As with any new technology, the serverless ecosystem is evolving rapidly. Cloud providers are releasing new features and services on a monthly basis. As a new user, it can be quite overwhelming. So in this post, I’ll help you figure out who’s who in the serverless zoo — I will give an overview of services you should know when building serverless applications, discuss when you should (or shouldn’t) use them and list some common gotchas when using them.
Lambda is the obvious choice for embarking on our serverless journey. It is a Faas (Function-as-a-service) offering — An event-driven compute service provided by the cloud vendor that lets you execute your code without managing any servers. You zip your code and send it to the cloud provider. Then you configure events for which the code should execute (such as an HTTP request, a message placed into a queue, etc.) and the cloud provider takes care of the rest.
Lambda (and Faas) is an integral part of most serverless systems. It scales automatically and is pay-per-use (as most serverless services are). I would recommend to chose Lambda for most cases, although there are some other serverless compute services which target more specific use cases, which we will cover later on.
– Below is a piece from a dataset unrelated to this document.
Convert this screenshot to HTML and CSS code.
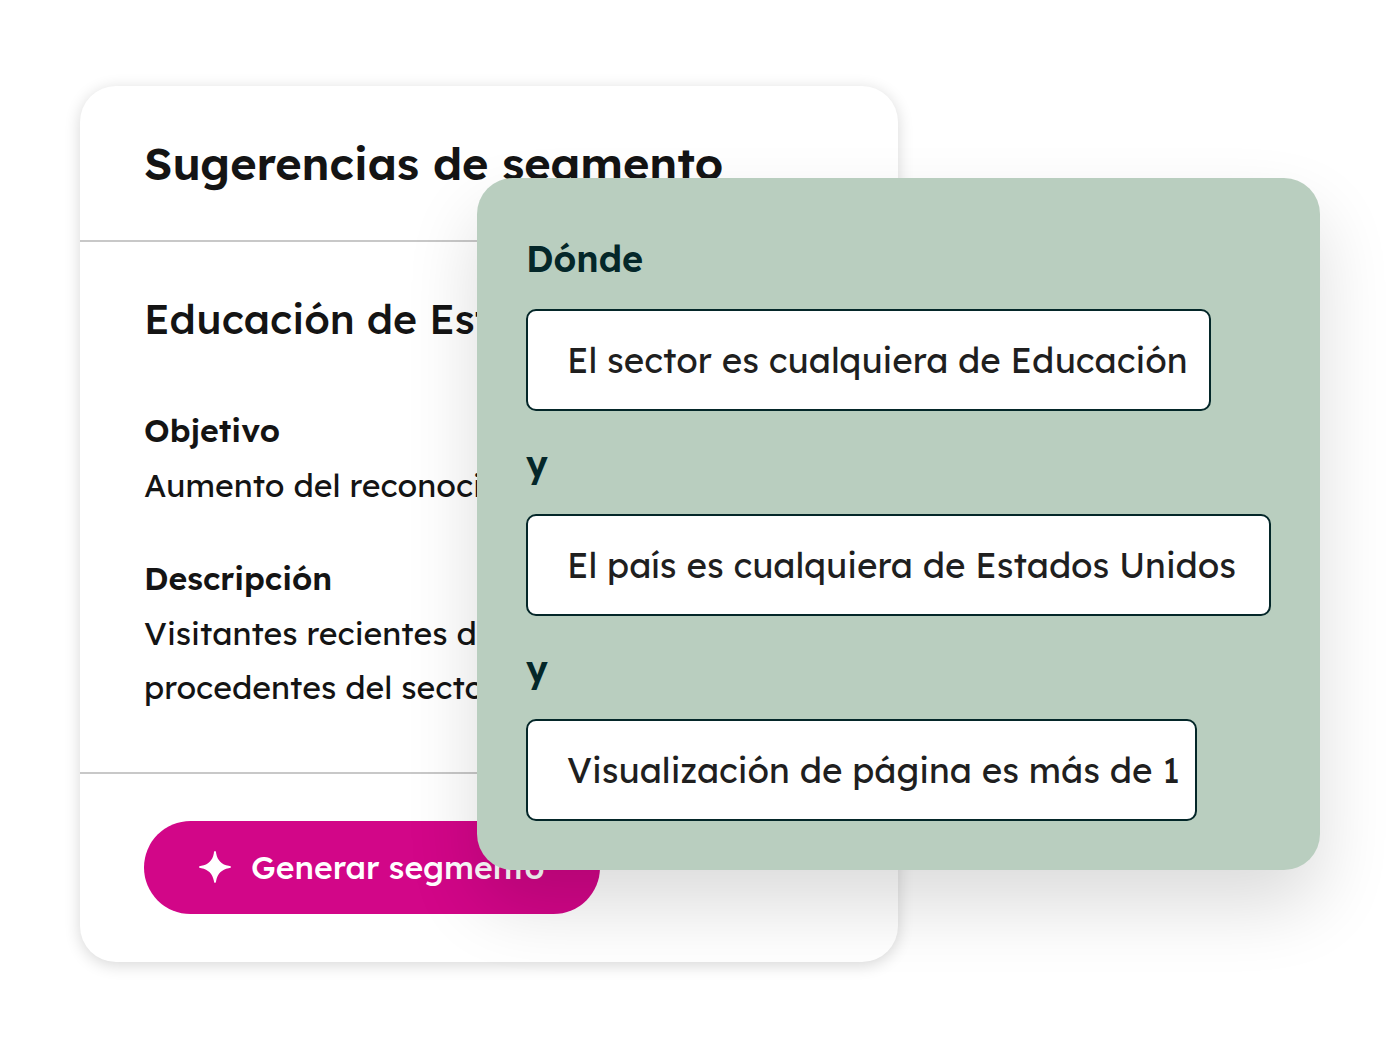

However, there are some new gotchas you should note when using Lambda:
Lambda is the cornerstone of most large serverless apps, so there are many more gotchas, and it takes time to get in that serverless mindset. But this should get you started on the right track.
SQS (Simple Queue Service) is a fully serverless queue service. You can create a queue with a click of a button and start sending messages through it. Queues are a common component in distributed systems. They are used to un-couple different parts of our system, so each can operate on his own. SQS offers two types of queues: FIFO queues where the order of the messages is guaranteed, and standard queues where the ordered is not guaranteed, but the throughput of the queue is almost unlimited.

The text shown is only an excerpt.